There have been self-imolations all over the Arab world – Egypt, Algeria and Mauritania following the event which set off the Tunisian revolution.

I do not know enough about these countries to add enlightening commentary and to my shame (and that of the Western media) I was unaware of developing events until some western Holiday-makers were caught up in the fighting, which shows a warped set of priorities. The desperation these people felt to take such an extreme course of action must have been extraordinary. People yearn to be free, and that is as true of the muslim world as it is of the West. Cultural relativists are little better than the dictators for whom they are apologists.

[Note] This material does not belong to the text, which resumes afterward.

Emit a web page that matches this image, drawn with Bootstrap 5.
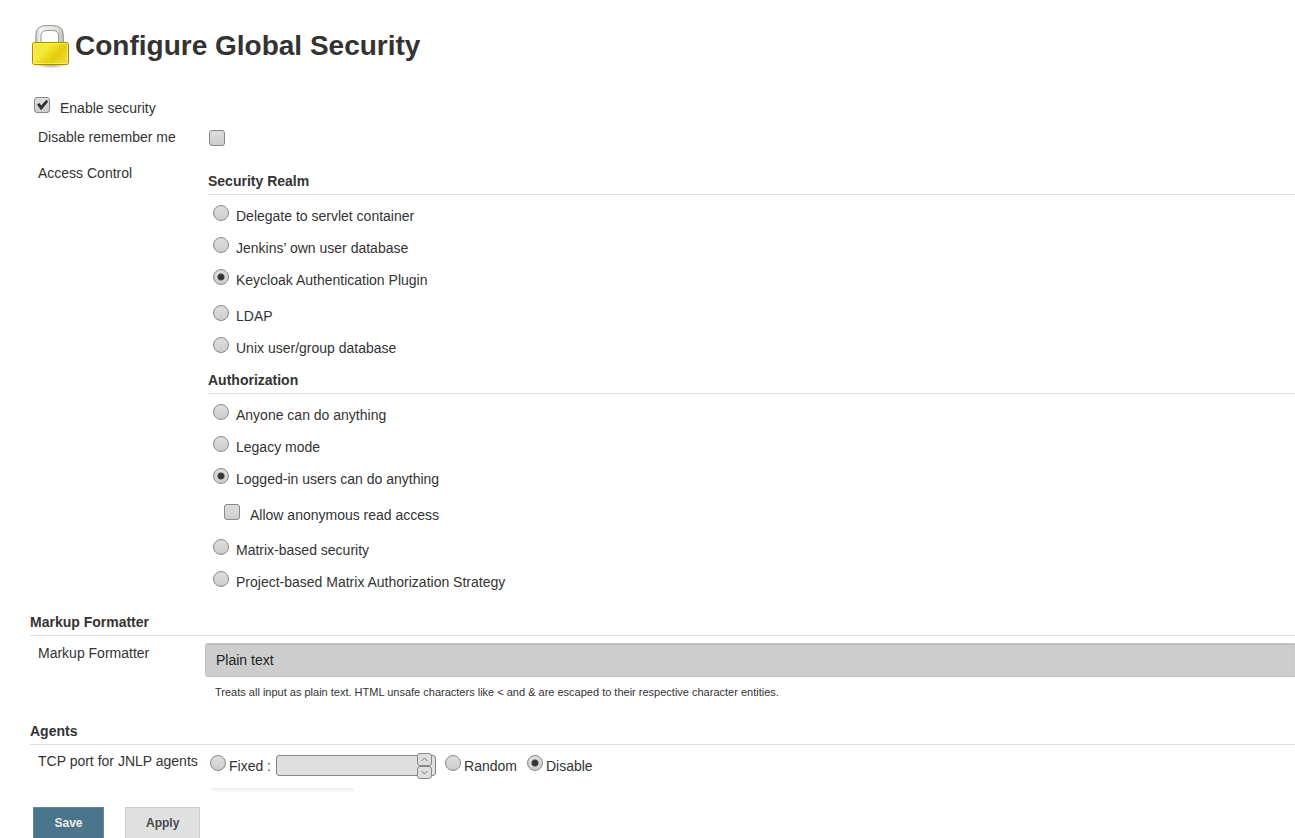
<!DOCTYPE html>
<html lang="en">
<head>
<meta charset="utf-8">
<meta name="viewport" content="width=device-width, initial-scale=1">
<title>Configure Global Security</title>
<link href="https://cdn.jsdelivr.net/npm/bootstrap@5.3.0/dist/css/bootstrap.min.css" rel="stylesheet">
<style>
  body { font: 14px/20px "Liberation Sans", Arial, sans-serif; color: #333; background: #fff; }
  main { padding: 22px 0 0 30px; }
  h1 { font-size: 28px; line-height: 48px; font-weight: 700; }
  .lock { width: 44px; height: 48px; }
  h2, legend { font-size: 14px; line-height: 20px; font-weight: 700; padding-bottom: 3px; border-bottom: 1px solid #ddd; float: none; }
  h2 { margin: 0; }
  legend { margin: 0 0 5px; }
  .label-col { flex: 0 0 178px; padding-left: 8px; }
  .title-bar { gap: 1px; }
  .enable { height: 32px; margin-top: 22px; }
  .enable input { margin: 0 0 6px 4px; }
  .enable label { padding-left: 10px; }
  .remember { height: 39px; padding-top: 3px; }
  .remember input { margin: 3px 0 0 1px; }
  .option { height: 32px; }
  .option label { padding-left: 7px; }
  .option input { margin: 0 0 6px 5px; }
  .option.nested input { margin-left: 16px; }
  .option.nested label { padding-left: 10px; }
  .has-detail { margin-bottom: 4px; }
  .nested { margin-bottom: 3px; }
  .authz { margin-top: 6px; }
  .formatter-section { margin-top: 14px; }
  .agents-section { margin-top: 21px; }
  .section-row { padding-top: 7px; }
  .agents-section .section-row { padding-top: 6px; }

  /* grey form controls */
  input[type=checkbox], input[type=radio] {
    appearance: none; flex: none; width: 16px; height: 16px; border: 1px solid #888;
    background: linear-gradient(#dedede, #cdcdcd); border-radius: 3px;
  }
  input[type=radio] { border-radius: 50%; }
  input[type=radio]:checked { background: radial-gradient(circle, #333 0 2px, #444 3px, transparent 4px), linear-gradient(#dedede, #cdcdcd); }
  input[type=checkbox]:checked {
    background: url("data:image/svg+xml,%3Csvg xmlns='http://www.w3.org/2000/svg' viewBox='0 0 14 14'%3E%3Cpath d='M2 6.400L4.300 4.900 6.200 7.400 11.400 1.800 13.200 3.800 6.600 11.800H5.600z' fill='%23333'/%3E%3C/svg%3E"), linear-gradient(#dedede, #cdcdcd);
  }
  .formatter {
    appearance: none; width: calc(100% + 3px); height: 34px; margin-left: -3px; padding: 0 10px; color: #222;
    background: #cdcdcd; border: 1px solid #c4c4c4; border-width: 1px 0 1px 1px;
    border-radius: 3px 0 0 3px; box-shadow: inset 0 1px 1px #bdbdbd;
  }
  .help { font-size: 11px; line-height: 16px; padding: 7px 0 0 7px; }
  .port-row { padding: 3px 0 0 2px; }
  .agent-option input { margin-bottom: 4px; }
  .agent-option label { padding: 2px 0 0 3px; }
  .agent-option.last { margin-left: 10px; }
  .port { margin: 0 9px 0 5px; }
  .port input { appearance: textfield; width: 160px; height: 21px; border: 1px solid #888; border-radius: 3px; background: #dfdfdf; }
  .port input::-webkit-inner-spin-button { display: none; }
  .spin { right: 4px; top: -2px; }
  .spin button { width: 15px; height: 13px; border: 1px solid #888; border-radius: 3px; background: #dedede; line-height: 0; }
  .fade-strip { width: 142px; height: 5px; margin: 12px 0 14px 4px; background: linear-gradient(#eee, #fff); }
  .actions { padding-left: 3px; gap: 21px; }
  .action { height: 31px; border: 1px solid; border-bottom: 0; font-size: 12px; font-weight: 700; padding: 0 20px; }
  .save { min-width: 71px; color: #eee; background: #4b758b; border-color: #5c879c; }
  .apply { color: #4a4a4a; background: #e0e0e0; border-color: #ccc; }
</style>
</head>
<body>
<main>
  <form>
    <header class="title-bar d-flex align-items-center">
      <svg class="lock" viewBox="0 0 44 48" aria-hidden="true">
        <defs>
          <linearGradient id="body" x1="0" y1="0" x2="1" y2=".6"><stop offset="0" stop-color="#f5e34a"/><stop offset=".4" stop-color="#f7ea35"/><stop offset=".75" stop-color="#e3cc0c"/><stop offset="1" stop-color="#edda2c"/></linearGradient>
          <radialGradient id="shade"><stop offset="0" stop-color="#000" stop-opacity=".4"/><stop offset="1" stop-color="#000" stop-opacity="0"/></radialGradient>
          <linearGradient id="steel"><stop offset="0" stop-color="#c4c6c1"/><stop offset=".15" stop-color="#f4f4f2"/><stop offset=".8" stop-color="#dcdeda"/><stop offset="1" stop-color="#bbbdb8"/></linearGradient>
        </defs>
        <ellipse cx="21" cy="42.500" rx="17" ry="4" fill="url(#shade)"/>
        <path d="M5.800 22V13Q5.800 3.500 17 3.500H22.500Q33.300 3.500 33.300 13V22H28.600V14Q28.600 8.500 22.500 8.500H17Q11 8.500 11 14V22Z" fill="url(#steel)" stroke="#888a85" stroke-width=".9"/>
        <rect x="2.500" y="20.500" width="36" height="22" rx="2" fill="url(#body)" stroke="#a68b00"/>
        <rect x="3.500" y="21.500" width="34" height="20" rx="1" fill="none" stroke="#fff79a" stroke-opacity=".6"/>
      </svg>
      <h1 class="m-0">Configure Global Security</h1>
    </header>

    <div class="enable d-flex align-items-center">
      <input type="checkbox" id="enable" checked>
      <label for="enable">Enable security</label>
    </div>

    <div class="remember d-flex align-items-start">
      <label for="remember" class="label-col">Disable remember me</label>
      <input type="checkbox" id="remember">
    </div>

    <div class="d-flex">
      <div class="label-col">Access Control</div>
      <div class="flex-grow-1 pt-2">
        <fieldset>
          <legend>Security Realm</legend>
          <div class="option d-flex align-items-center"><input type="radio" name="realm" id="r1"><label for="r1">Delegate to servlet container</label></div>
          <div class="option d-flex align-items-center"><input type="radio" name="realm" id="r2"><label for="r2">Jenkins’ own user database</label></div>
          <div class="option has-detail d-flex align-items-center"><input type="radio" name="realm" id="r3" checked><label for="r3">Keycloak Authentication Plugin</label></div>
          <div class="option d-flex align-items-center"><input type="radio" name="realm" id="r4"><label for="r4">LDAP</label></div>
          <div class="option d-flex align-items-center"><input type="radio" name="realm" id="r5"><label for="r5">Unix user/group database</label></div>
        </fieldset>
        <fieldset class="authz">
          <legend>Authorization</legend>
          <div class="option d-flex align-items-center"><input type="radio" name="auth" id="a1"><label for="a1">Anyone can do anything</label></div>
          <div class="option d-flex align-items-center"><input type="radio" name="auth" id="a2"><label for="a2">Legacy mode</label></div>
          <div class="option has-detail d-flex align-items-center"><input type="radio" name="auth" id="a3" checked><label for="a3">Logged-in users can do anything</label></div>
          <div class="option nested d-flex align-items-center"><input type="checkbox" id="anon"><label for="anon">Allow anonymous read access</label></div>
          <div class="option d-flex align-items-center"><input type="radio" name="auth" id="a4"><label for="a4">Matrix-based security</label></div>
          <div class="option d-flex align-items-center"><input type="radio" name="auth" id="a5"><label for="a5">Project-based Matrix Authorization Strategy</label></div>
        </fieldset>
      </div>
    </div>

    <section class="formatter-section">
      <h2>Markup Formatter</h2>
      <div class="section-row d-flex">
        <label for="formatter" class="label-col">Markup Formatter</label>
        <div class="flex-grow-1">
          <select id="formatter" class="formatter d-block"><option>Plain text</option></select>
          <div class="help">Treats all input as plain text. HTML unsafe characters like &lt; and &amp; are escaped to their respective character entities.</div>
        </div>
      </div>
    </section>

    <section class="agents-section">
      <h2>Agents</h2>
      <div class="section-row d-flex">
        <div class="label-col text-nowrap">TCP port for JNLP agents</div>
        <div class="flex-grow-1">
          <div class="port-row d-flex align-items-center">
            <div class="agent-option d-flex align-items-center"><input type="radio" name="port" id="p1"><label for="p1">Fixed :</label></div>
            <div class="port position-relative"><input type="number" class="d-block" aria-label="Port number">
              <div class="spin position-absolute d-flex flex-column">
                <button type="button" class="p-0" aria-label="Increase"><svg width="7" height="5" viewBox="0 0 7 5"><path d="M.5 4l3-3 3 3" fill="none" stroke="#777"/></svg></button>
                <button type="button" class="p-0" aria-label="Decrease"><svg width="7" height="5" viewBox="0 0 7 5"><path d="M.5 1l3 3 3-3" fill="none" stroke="#777"/></svg></button>
              </div>
            </div>
            <div class="agent-option d-flex align-items-center"><input type="radio" name="port" id="p2"><label for="p2">Random</label></div>
            <div class="agent-option last d-flex align-items-center"><input type="radio" name="port" id="p3" checked><label for="p3">Disable</label></div>
          </div>
          <div class="fade-strip"></div>
        </div>
      </div>
    </section>

    <div class="actions d-flex">
      <button type="submit" class="action save">Save</button>
      <button type="button" class="action apply">Apply</button>
    </div>
  </form>
</main>
<script src="https://cdn.jsdelivr.net/npm/bootstrap@5.3.0/dist/js/bootstrap.bundle.min.js"></script>
</body>
</html>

The sad fact is revolutions are easiest in the softer dictatorships which retain sufficient humanity to not wish to turn the guns on their people. The likes of Iran are all too willing to use grotesque force to keep their people in line. But just as the prison states of Eastern Europe fell, one by one, the Middle-Eastern tyrants responsible for so much pain and mayhem within their borders and around the world know that, unless they are very lucky, this is the fate that is awaiting them.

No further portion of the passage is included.